• **DIRECTIVE**
Where a line contains the string "this", copy that line.

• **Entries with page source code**

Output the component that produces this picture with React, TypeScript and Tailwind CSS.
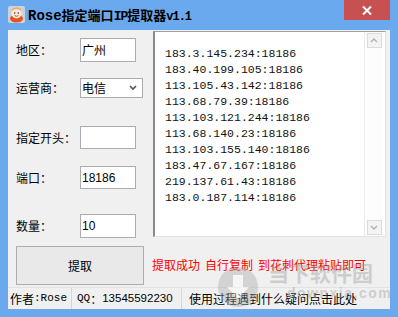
import React from "react";

const cjk = { fontFamily: '"Noto Sans CJK SC", "Liberation Sans", sans-serif' };
const mono = { fontFamily: '"Liberation Mono", "Noto Sans CJK SC", monospace' };
const sans = { fontFamily: '"Liberation Sans", "Noto Sans CJK SC", sans-serif' };

const ips = [
  "183.3.145.234:18186",
  "183.40.199.105:18186",
  "113.105.43.142:18186",
  "113.68.79.39:18186",
  "113.103.121.244:18186",
  "113.68.140.23:18186",
  "113.103.155.140:18186",
  "183.47.67.167:18186",
  "219.137.61.43:18186",
  "183.0.187.114:18186",
];

function Field({ value, w = "w-[56px]", h = "h-[24px]" }: { value: string; w?: string; h?: string }) {
  return (
    <div
      className={`${w} ${h} bg-white border border-[#abadb3] flex items-center pl-[1px] text-[11.5px] text-black leading-none`}
      style={sans}
    >
      <span style={/[0-9]/.test(value) ? sans : cjk} className="text-[12px]">{value}</span>
    </div>
  );
}

function Label({ text }: { text: string }) {
  return (
    <div className="w-[64px] text-[12px] leading-none text-black" style={cjk}>
      {text}
    </div>
  );
}

export default function App() {
  return (
    <div className="relative w-[398px] h-[317px] bg-[#6ba9ee] flex flex-col overflow-hidden">
      {/* title bar */}
      <div className="h-[30px] flex items-start relative">
        <div className="ml-[8px] mt-[6px] w-[17px] h-[17px]">
          <svg width="17" height="17" viewBox="0 0 17 17">
            <rect x="0" y="0" width="17" height="17" rx="2" fill="#c9d3dc" />
            <ellipse cx="8.5" cy="12.5" rx="6.5" ry="4" fill="#e8501e" />
            <circle cx="8.5" cy="7.5" r="5" fill="#fbe8d8" />
            <circle cx="6.7" cy="7" r="0.8" fill="#333" />
            <circle cx="10.3" cy="7" r="0.8" fill="#333" />
            <path d="M6.5 9.5 Q8.5 11 10.5 9.5" stroke="#c0392b" strokeWidth="0.8" fill="none" />
            <path d="M4 4 Q8.5 0.5 13 4" stroke="#f4a460" strokeWidth="1.4" fill="none" />
          </svg>
        </div>
        <div className="ml-[3px] mt-[6px] flex items-baseline h-[18px] font-bold text-black whitespace-nowrap leading-[18px]">
          <span style={mono} className="text-[14px]">Rose</span>
          <span style={cjk} className="text-[13px]">指定端口</span>
          <span style={mono} className="text-[13px] tracking-[-1px]">IP</span>
          <span style={cjk} className="text-[13px]">提取器</span>
          <span style={mono} className="text-[12px] tracking-[-1px]">v1.1</span>
        </div>
        <div className="absolute left-[344px] top-0 w-[46px] h-[20px] bg-[#c75050] flex items-center justify-center">
          <svg width="10" height="9" viewBox="0 0 10 9">
            <path d="M1 0.5 L9 8.5 M9 0.5 L1 8.5" stroke="#ffffff" strokeWidth="2" />
          </svg>
        </div>
      </div>

      {/* client */}
      <div className="mx-[8px] mb-[8px] flex-1 bg-[#f0f0f0] flex flex-col">
        <div className="h-[257px] flex">
          {/* left column */}
          <div className="w-[145px] pl-[8px] flex flex-col">
            <div className="mt-[8px] h-[24px] flex items-center">
              <Label text="地区：" />
              <Field value="广州" />
            </div>
            <div className="mt-[16px] h-[20px] flex items-center">
              <Label text="运营商：" />
              <div className="w-[63px] h-[20px] bg-white border border-[#acacac] flex items-center justify-between pl-[1px] pr-[5px]">
                <span className="text-[12px] leading-none text-black" style={cjk}>电信</span>
                <svg width="8" height="6" viewBox="0 0 8 6">
                  <path d="M1 1 L4 4 L7 1" stroke="#555" strokeWidth="1.6" fill="none" />
                </svg>
              </div>
            </div>
            <div className="mt-[28px] h-[23px] flex items-center">
              <Label text="指定开头：" />
              <Field value="" h="h-[23px]" />
            </div>
            <div className="mt-[17px] h-[23px] flex items-center">
              <Label text="端口：" />
              <Field value="18186" h="h-[23px]" />
            </div>
            <div className="mt-[25px] h-[24px] flex items-center">
              <Label text="数量：" />
              <Field value="10" />
            </div>
            <button className="mt-[8px] w-[128px] h-[39px] bg-[#e9e9e9] border border-[#adadad] flex items-center justify-center text-[12px] text-black leading-none" style={cjk}>
              提取
            </button>
          </div>

          {/* right column */}
          <div className="flex flex-col pt-[1px]">
            <div className="w-[233px] h-[206px] bg-white border-l-2 border-t border-l-[#8a8a8a] border-t-[#a0a0a0] border-r border-b border-r-[#e3e3e3] border-b-[#e3e3e3] flex">
              <div className="flex-1 pl-[10px] pt-[14px] text-[11.5px] leading-[16px] text-[#111]" style={mono}>
                {ips.map((ip) => (
                  <div key={ip} className="whitespace-nowrap">{ip}</div>
                ))}
              </div>
              <div className="w-[19px] border-l border-[#ececec] bg-[#fdfdfd] flex flex-col justify-between items-center pt-[1px] pb-[1px] mr-[2px]">
                <div className="w-[15px] h-[15px] bg-[#f3f3f3] border border-[#dcdcdc] flex items-center justify-center">
                  <svg width="8" height="5" viewBox="0 0 8 5">
                    <path d="M1 4 L4 1 L7 4" stroke="#b0b0b0" strokeWidth="1.4" fill="none" />
                  </svg>
                </div>
                <div className="w-[15px] h-[15px] bg-[#f3f3f3] border border-[#dcdcdc] flex items-center justify-center">
                  <svg width="8" height="5" viewBox="0 0 8 5">
                    <path d="M1 1 L4 4 L7 1" stroke="#b0b0b0" strokeWidth="1.4" fill="none" />
                  </svg>
                </div>
              </div>
            </div>
            <div className="mt-[20px] -ml-[1px] h-[16px] leading-[16px] text-[12px] text-[#ff0000] whitespace-nowrap flex" style={cjk}>
              <span>提取成功</span>
              <span className="ml-[5px]">自行复制</span>
              <span className="ml-[5px]">到花刺代理粘贴即可</span>
            </div>
          </div>
        </div>

        {/* status bar */}
        <div className="h-[22px] flex items-center border-t border-[#e2e2e2] text-[12px] text-black leading-none">
          <div className="w-[64px] h-full flex items-center pl-[2px] border-r border-[#d5d5d5]">
            <span style={cjk}>作者</span>
            <span style={mono} className="text-[11px]">:Rose</span>
          </div>
          <div className="w-[110px] h-full flex items-center pl-[5px] border-r border-[#d5d5d5]">
            <span style={mono} className="text-[11px]">QQ</span>
            <span style={cjk}>：</span>
            <span style={sans} className="text-[11.5px]">13545592230</span>
          </div>
          <div className="flex-1 h-full flex items-center pl-[7px]">
            <span style={cjk}>使用过程遇到什么疑问点击此处</span>
          </div>
        </div>
      </div>

      {/* watermark overlay */}
      <div className="absolute left-[217px] top-[266px] pointer-events-none opacity-40">
        <svg width="42" height="42" viewBox="0 0 42 42">
          <circle cx="21" cy="21" r="20" fill="#a8a8a8" />
          <path d="M16 9 H26 V21 H32 L21 33 L10 21 H16 Z" fill="#ffffff" />
        </svg>
      </div>
      <div
        className="absolute left-[268px] top-[259px] text-[21px] font-bold leading-[26px] text-[#9a9a9a] opacity-40 pointer-events-none whitespace-nowrap"
        style={cjk}
      >
        当下软件园
      </div>
      <div
        className="absolute left-[287px] top-[285px] text-[14px] font-bold leading-[16px] tracking-[1.5px] text-[#9a9a9a] opacity-40 pointer-events-none"
        style={sans}
      >
        downxia.com
      </div>
    </div>
  );
}
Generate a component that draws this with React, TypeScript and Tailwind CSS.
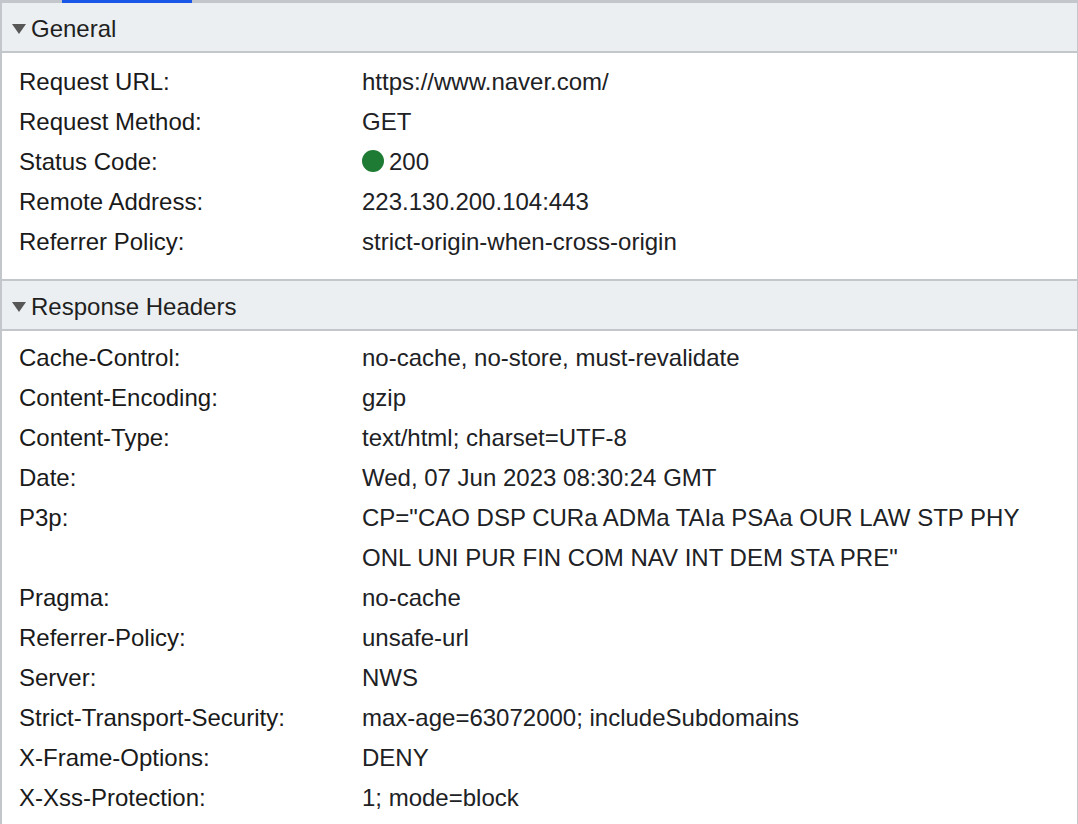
import React from "react";

type Row = { name: string; value: React.ReactNode };

const GENERAL: Row[] = [
  { name: "Request URL:", value: "https://www.naver.com/" },
  { name: "Request Method:", value: "GET" },
  {
    name: "Status Code:",
    value: (
      <span className="flex items-center gap-[5px]">
        <span className="inline-block w-[22px] h-[22px] rounded-full bg-[#1e7b34] -mt-[2px]" />
        200
      </span>
    ),
  },
  { name: "Remote Address:", value: "223.130.200.104:443" },
  { name: "Referrer Policy:", value: "strict-origin-when-cross-origin" },
];

const RESPONSE: Row[] = [
  { name: "Cache-Control:", value: "no-cache, no-store, must-revalidate" },
  { name: "Content-Encoding:", value: "gzip" },
  { name: "Content-Type:", value: "text/html; charset=UTF-8" },
  { name: "Date:", value: "Wed, 07 Jun 2023 08:30:24 GMT" },
  {
    name: "P3p:",
    value: 'CP="CAO DSP CURa ADMa TAIa PSAa OUR LAW STP PHY ONL UNI PUR FIN COM NAV INT DEM STA PRE"',
  },
  { name: "Pragma:", value: "no-cache" },
  { name: "Referrer-Policy:", value: "unsafe-url" },
  { name: "Server:", value: "NWS" },
  { name: "Strict-Transport-Security:", value: "max-age=63072000; includeSubdomains" },
  { name: "X-Frame-Options:", value: "DENY" },
  { name: "X-Xss-Protection:", value: "1; mode=block" },
];

function Section({ title, rows, last }: { title: string; rows: Row[]; last?: boolean }) {
  return (
    <div className={last ? "" : "border-b-2 border-[#c3c6cb]"}>
      {/* ── Header ── */}
      <div className="h-[50px] flex items-center bg-[#eceff1] border-b-2 border-[#c3c6cb] pl-[10px] pt-[4px]">
        <svg width="14" height="10" viewBox="0 0 14 10" className="mr-[5px]">
          <path d="M0 0 H14 L7 10 Z" fill="#575757" />
        </svg>
        <span className="text-[#1f1f1f]">{title}</span>
      </div>

      {/* ── Rows ── */}
      <div className={last ? "pt-[7px]" : "pt-[9px] pb-[17px]"}>
        {rows.map((r) => (
          <div key={r.name} className="flex leading-[40px]">
            <div className="w-[360px] pl-[17px] flex-shrink-0 text-[#1a1a1a]">{r.name}</div>
            <div className="flex-1 pr-[40px] text-[#202124]">{r.value}</div>
          </div>
        ))}
      </div>
    </div>
  );
}

export default function App() {
  return (
    <div
      className="w-[1078px] h-[824px] overflow-hidden bg-white text-[24px]"
      style={{ fontFamily: '"Liberation Sans", Arial, sans-serif' }}
    >
      {/* tab strip edge */}
      <div className="h-[3px] bg-[#c3c6cb] flex">
        <div className="ml-[62px] w-[130px] h-[3px] bg-[#1a56e8]" />
      </div>
      <div className="border-l-2 border-r border-[#c3c6cb] h-[821px]">
        <Section title="General" rows={GENERAL} />
        <Section title="Response Headers" rows={RESPONSE} last />
      </div>
    </div>
  );
}
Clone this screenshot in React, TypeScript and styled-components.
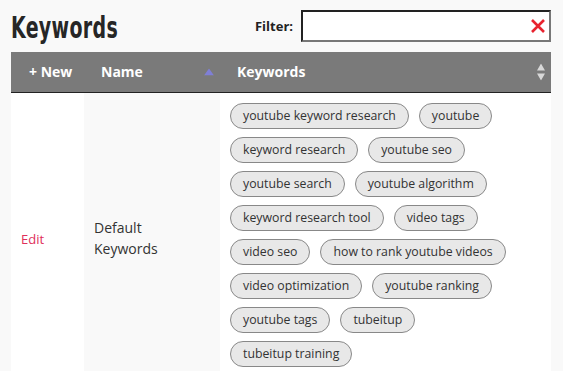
import styled, { createGlobalStyle } from 'styled-components';

const GlobalStyle = createGlobalStyle`
    body {
        margin: 0;
        background: #f9f9f9;
        font-family: 'Open Sans', 'Noto Sans', sans-serif;
        color: #333;
    }
`;

const Page = styled.div`
    width: 540px;
    padding: 0 0 0 11px;
`;

const TopBar = styled.div`
    display: flex;
    align-items: center;
    justify-content: space-between;
    height: 52px;
`;

const Title = styled.h1`
    margin: 0;
    font-family: 'DejaVu Sans Condensed', 'DejaVu Sans', sans-serif;
    font-size: 31px;
    font-weight: 700;
    color: #262626;
    letter-spacing: 0.5px;
    transform: scaleX(0.68);
    transform-origin: left center;
    padding-top: 2px;
`;

const FilterGroup = styled.label`
    display: flex;
    align-items: center;
    gap: 8px;
    font-size: 13px;
    font-weight: 700;
    color: #222;
`;

const FilterBox = styled.div`
    position: relative;
    width: 246px;
    height: 28px;
    background: #fff;
    border-style: solid;
    border-width: 2px;
    border-color: #222 #777 #777 #222;
`;

const FilterInput = styled.input`
    width: 100%;
    height: 100%;
    box-sizing: border-box;
    border: none;
    outline: none;
    background: transparent;
    padding: 0 30px 0 6px;
    font: inherit;
`;

const ClearButton = styled.button`
    position: absolute;
    right: 3px;
    top: 6px;
    width: 16px;
    height: 16px;
    padding: 0;
    border: none;
    background: none;
    cursor: pointer;
`;

const Table = styled.table`
    width: 540px;
    border-collapse: collapse;
    table-layout: fixed;
`;

const HeadCell = styled.th<{ $width: number }>`
    position: relative;
    width: ${p => p.$width}px;
    height: 40px;
    padding: 0 0 0 ${p => (p.$width === 73 ? 18 : 17)}px;
    box-sizing: border-box;
    background: #7a7a7a;
    border-bottom: 1px solid #222;
    color: #fff;
    font-size: 14px;
    font-weight: 700;
    text-align: left;
`;

const SortMark = styled.svg`
    position: absolute;
    top: 50%;
    transform: translateY(-50%);
`;

const Cell = styled.td<{ $shade?: boolean }>`
    vertical-align: middle;
    background: ${p => (p.$shade ? '#f9f9f9' : '#fff')};
    padding: 0 10px;
`;

const EditLink = styled.a`
    color: #e0305a;
    font-size: 13px;
    text-decoration: none;
    cursor: pointer;
`;

const NameText = styled.div`
    font-size: 14px;
    line-height: 21px;
    color: #333;
`;

const TagList = styled.div`
    display: flex;
    flex-wrap: wrap;
    gap: 8px 10px;
    padding: 10px 0 16px;
`;

const Tag = styled.span`
    display: inline-flex;
    align-items: center;
    height: 26px;
    box-sizing: border-box;
    padding: 0 12px;
    border: 1px solid #888;
    border-radius: 13px;
    background: #e8e8e8;
    color: #333;
    font-size: 12.3px;
    white-space: nowrap;
`;

const keywords = [
    'youtube keyword research',
    'youtube',
    'keyword research',
    'youtube seo',
    'youtube search',
    'youtube algorithm',
    'keyword research tool',
    'video tags',
    'video seo',
    'how to rank youtube videos',
    'video optimization',
    'youtube ranking',
    'youtube tags',
    'tubeitup',
    'tubeitup training',
];

export default function App() {
    return (
        <Page>
            <GlobalStyle />
            <TopBar>
                <Title>Keywords</Title>
                <FilterGroup>
                    Filter:
                    <FilterBox>
                        <FilterInput type="text" />
                        <ClearButton aria-label="Clear filter">
                            <svg width="16" height="16" viewBox="0 0 16 16">
                                <path d="M2 2 L14 14 M14 2 L2 14" stroke="#e8232f" strokeWidth="2.6" />
                            </svg>
                        </ClearButton>
                    </FilterBox>
                </FilterGroup>
            </TopBar>

            <Table>
                <thead>
                    <tr>
                        <HeadCell $width={73}>+ New</HeadCell>
                        <HeadCell $width={136}>
                            Name
                            <SortMark width="10" height="7" viewBox="0 0 10 7" style={{ right: 6 }}>
                                <path d="M5 0 L10 7 L0 7 Z" fill="#7f7fd6" />
                            </SortMark>
                        </HeadCell>
                        <HeadCell $width={331}>
                            Keywords
                            <SortMark width="8" height="17" viewBox="0 0 8 17" style={{ right: 6 }}>
                                <path d="M4 0 L8 7 L0 7 Z M4 17 L8 10 L0 10 Z" fill="#d8d8d8" />
                            </SortMark>
                        </HeadCell>
                    </tr>
                </thead>
                <tbody>
                    <tr>
                        <Cell>
                            <EditLink>Edit</EditLink>
                        </Cell>
                        <Cell $shade>
                            <NameText>
                                Default
                                <br />
                                Keywords
                            </NameText>
                        </Cell>
                        <Cell>
                            <TagList>
                                {keywords.map(k => (
                                    <Tag key={k}>{k}</Tag>
                                ))}
                            </TagList>
                        </Cell>
                    </tr>
                </tbody>
            </Table>
        </Page>
    );
}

• **FULL SOLUTION**
Output the component that produces this picture with React, TypeScript and Tailwind CSS.
Generate a component that draws this with React, TypeScript and Tailwind CSS.
Clone this screenshot in React, TypeScript and styled-components.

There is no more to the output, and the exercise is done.